The streaming service Topic will premiere this French mini-series in the extreme-crime-thriller category, which makes up a relatively high percentage of northern European TV, on Oct. 28. A reckless police officer (Maïwenn) disappears while on a stakeout in the tunnels beneath Paris, and her mother (Nathalie Baye), a retired detective, sets out to find her in a story involving dirty cops, dark-web thrill seekers, mass graves and chases through very cramped spaces. It is not for the claustrophobic.

As grim and tense as the show sometimes is, though, the really frightening thing about it is Baye, a superstar of French film (10 Cesar nominations, four victories), who appears to be having a blast as Catherine, the domineering, foul-mouthed, relentless ex-cop. An onscreen avatar of capability and insouciance since the early 1970s, Baye looks perfectly at home wielding a tattoo pen against a reluctant suspect or tasering her daughter’s ex-lover just because she feels like it. Baye also takes the trouble, not common in this genre, to give a fully developed performance, as the case’s startling revelations give Catherine perspective on her faults as a mother and as a police colleague. As a bonus, the show reunites Baye with Sergi López, her co-star in “A Pornographic Affair” (1999); their grumpy exes in “Nox” could be the same characters two decades later.

USA’s psychological crime drama stops just short of the supernatural, but it specializes in dread and weird vibes. Harry Ambrose, the broken-down cop played for four seasons now by Bill Pullman, is ridden by guilt, shame and feelings of inadequacy — he’s the real sinner of the title, at least in his own mind — so naturally, he stumbles onto season-long cases involving secret societies or cults or Nietzschean psycho killers. We know he’ll solve them, because he’s a dogged and gifted detective. But on any given day, it’s no sure thing that he’ll be able to drag himself out of bed.

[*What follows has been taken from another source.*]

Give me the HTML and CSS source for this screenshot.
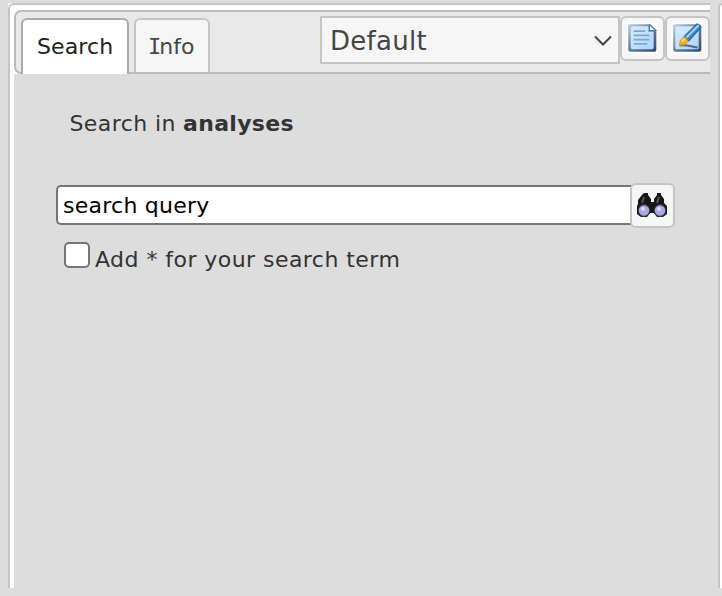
FILE: index.html
```
<!DOCTYPE html>
<html lang="en">
<head>
<meta charset="utf-8">
<title>Search</title>
<link rel="stylesheet" href="styles.css">
</head>
<body>
<main class="workspace">
  <div class="pane-view">
    <section class="pane">
      <header class="toolbar">
        <nav class="tabs">
          <a class="tab tab-active">Search</a>
          <a class="tab"><span class="cap-i">I</span>nfo</a>
        </nav>
        <div class="tools">
          <div class="select"><span class="t-default">Default</span>
            <svg class="chevron" width="18" height="12" viewBox="0 0 18 12"><path d="M1 1.500 9 9.500l8-8" fill="none" stroke="#444" stroke-width="2"/></svg>
          </div>
          <button class="icon-button" aria-label="New">
            <svg width="34" height="34" viewBox="0 0 32 32">
              <defs>
                <linearGradient id="frame" x1="0" y1="0" x2="1" y2="1"><stop offset="0" stop-color="#b8d0e5"/><stop offset=".5" stop-color="#68809f"/><stop offset="1" stop-color="#304766"/></linearGradient>
                <linearGradient id="paper" x1="0" y1="0" x2="1" y2="1"><stop offset="0" stop-color="#d9edff"/><stop offset="1" stop-color="#a9d4fc"/></linearGradient>
              </defs>
              <path fill="#fff" d="M1.500 1.500h29v29h-29z"/>
              <path d="M4 3h20l5.500 5.500V27q0 2-2 2H5q-2 0-2-2V5q0-2 1-2z" fill="url(#frame)"/>
              <path d="M7 5h15v5h5v15q0 1.500-1.500 1.500H7Q5.500 26.500 5.500 25V6.500Q5.500 5 7 5z" fill="url(#paper)"/>
              <path d="M23 3.500V9h6z" fill="#edf7ff" stroke="#547da8"/>
              <path d="M8 9.500h11M8 13.500h15M8 17.500h15M8 21.500h13" stroke="#7ea6d4" stroke-width="1.500"/>
            </svg>
          </button>
          <button class="icon-button" aria-label="Edit">
            <svg width="34" height="34" viewBox="0 0 32 32">
              <path fill="#fff" d="M1.500 1.500h29v29h-29z"/>
              <rect x="3" y="3" width="26.500" height="26" rx="2" fill="url(#frame)"/>
              <rect x="5" y="5" width="22" height="21.500" rx="1" fill="url(#paper)"/>
              <path d="M9 23q6-.5 10 .5t7 1.500" fill="none" stroke="#4e6887" stroke-width="1.800"/>
              <path d="M13 15 25.500 2.500 29 6 17.500 19z" fill="#3d85c6" stroke="#2e6299"/>
              <path d="M15.500 15.500 27 4" stroke="#9dd1f5" stroke-width="2"/>
              <path d="M9.500 18.500 13.500 14.500l4 4.500-4 3.500-4.500.5z" fill="#f3ad24" stroke="#c9872b" stroke-width=".7"/>
              <path d="m11 19 3-2" stroke="#ffdf68" stroke-width="2"/>
            </svg>
          </button>
        </div>
      </header>
      <div class="content">
        <div class="heading"><span class="t-in">Search in</span> <b>analyses</b></div>
        <form class="search-row">
          <div class="field">search query</div>
          <button class="icon-button find" type="button" aria-label="Find">
            <svg width="32" height="28" viewBox="0 0 32 28">
              <path d="M8 2h4v2l3 4v3h3V8l3-4V2h4v2l3 4v4l3 3v8l-4 3h-6l-3-4h-4l-3 4H5l-4-3v-8l1-2V9l4-5z" fill="#161616"/>
              <path d="M8 6 6 12M23 6l-2 6" stroke="#55555c" stroke-width="2"/>
              <g fill="#aaa7e2" stroke="#34343f" stroke-width="1.200"><circle cx="8" cy="19.500" r="5.800"/><circle cx="24" cy="19.500" r="5.800"/></g>
              <g fill="#dddcff"><circle cx="7" cy="18" r="2"/><circle cx="23" cy="18" r="2"/></g>
            </svg>
          </button>
        </form>
        <label class="option"><input class="check" type="checkbox"><span class="t-add">Add * for your search term</span></label>
      </div>
    </section>
  </div>
  <aside class="next-pane"></aside>
</main>
</body>
</html>
```
FILE: styles.css
```
* { box-sizing: border-box; }
body {
  margin: 0;
  height: 596px;
  overflow: hidden;
  background: #ddd;
  color: #333;
  font: 22px/28px Verdana, "DejaVu Sans", sans-serif;
}
.workspace { display: flex; gap: 8px; padding: 3px 0 0 8px; height: 588px; }
.pane-view { width: 702px; flex: none; overflow: hidden; background: #fff; }
.pane {
  width: 720px;
  height: 600px;
  padding: 5px 0 0 4px;
  border: 2px solid #c5c5c5;
  border-radius: 6px;
  background: #fff;
}
.toolbar {
  display: flex;
  height: 64px;
  padding: 4px 0 0 5px;
  border: 2px solid #bbb;
  border-radius: 7px 0 0 7px;
  background: #e9e9e9;
}
.tabs { display: flex; gap: 5px; width: 299px; padding-top: 2px; }
.tab {
  width: 76px;
  height: 54px;
  padding: 13px 0 0 14px;
  border: 2px solid #c5c5c5;
  border-bottom: 0;
  border-radius: 6px 6px 0 0;
  background: #f6f6f6;
  color: #454545;
  white-space: nowrap;
}
.tab-active { width: 108px; height: 56px; border-color: #aaa; background: #fff; color: #212121; letter-spacing: .1px; }
.cap-i { margin-left: -2px; font-family: "DejaVu Sans Mono", monospace; letter-spacing: -2px; }
.tools { display: flex; align-items: flex-start; }
.select {
  display: flex;
  align-items: center;
  justify-content: space-between;
  width: 300px;
  height: 48px;
  padding: 2px 6px 0 8px;
  border: 2px solid #c5c5c5;
  background: #f6f6f6;
  color: #454545;
  font-size: 26px;
  letter-spacing: .3px;
}
.icon-button {
  display: flex;
  align-items: center;
  justify-content: center;
  width: 45px;
  height: 45px;
  padding: 0 1px 1px 0;
  border: 2px solid #c5c5c5;
  border-radius: 6px;
  background: #f6f6f6;
}
.content { height: 520px; padding: 36px 0 0 42px; background: #ddd; }
.heading { padding-left: 13.500px; letter-spacing: .3px; white-space: nowrap; }
.t-in { letter-spacing: .4px; }
.search-row { display: flex; margin-top: 45px; }
.field {
  width: 576px;
  height: 40px;
  margin-top: 2px;
  padding: 5px;
  border: 2px solid #767676;
  border-right: 0;
  border-radius: 5px 0 0 5px;
  background: #fff;
  color: #000;
  letter-spacing: .25px;
}
.find { margin-left: -2px; padding-right: 2px; }
.option { display: flex; margin: 14px 0 0 8px; letter-spacing: .45px; }
.check {
  width: 26px;
  height: 26px;
  margin: 0 5px 0 0;
  appearance: none;
  border: 2px solid #767676;
  border-radius: 5px;
  background: #fff;
}
.t-add { padding-top: 4px; }
.next-pane { flex: 1; overflow: hidden; background: #fff; border: solid #c5c5c5; border-width: 2px 0 0 2px; border-radius: 6px 0 0; }
```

In the new season that began this week, the unlikely romance Harry found in Season 3 has blossomed, which is great news because his partner, the painter Sonya Barzel, is played by the wonderful Jessica Hecht. Her ability to convey both astringency and warmth, sometimes in the same line, puts a new light on Pullman’s Harry, who can sometimes seem like a collection of tics and grimaces and awkward silences — now we see him through Sonya’s eyes, and if she can put up with it, so can we. The season opens with the new couple on vacation on a picturesque New England island where Harry, who’s now retired, stumbles almost immediately into the middle of a missing-persons case that may involve racial animosities in the fishing fleet and grunting, naked moon worshipers.

This anthology of animated ghost stories is a Japanese analogue to comics-inspired American series like “Creepshow.” Its ninth season was recently added by the anime streaming service Crunchyroll, but catching up would not be onerous: Episodes are four minutes long.

The rough, slightly rudimentary two-dimensional animation — like paper cutouts set in motion — pays homage to the kamishibai style of street storytelling and entertainment, which employs illustrated wooden boards. Stories are based on the usual assortment of Japanese folk tales and urban legends; the most recent batch includes cautionary tales about the dangers of visiting your new husband’s unusually tall family or being born in the (nonexistent) Year of the Cat.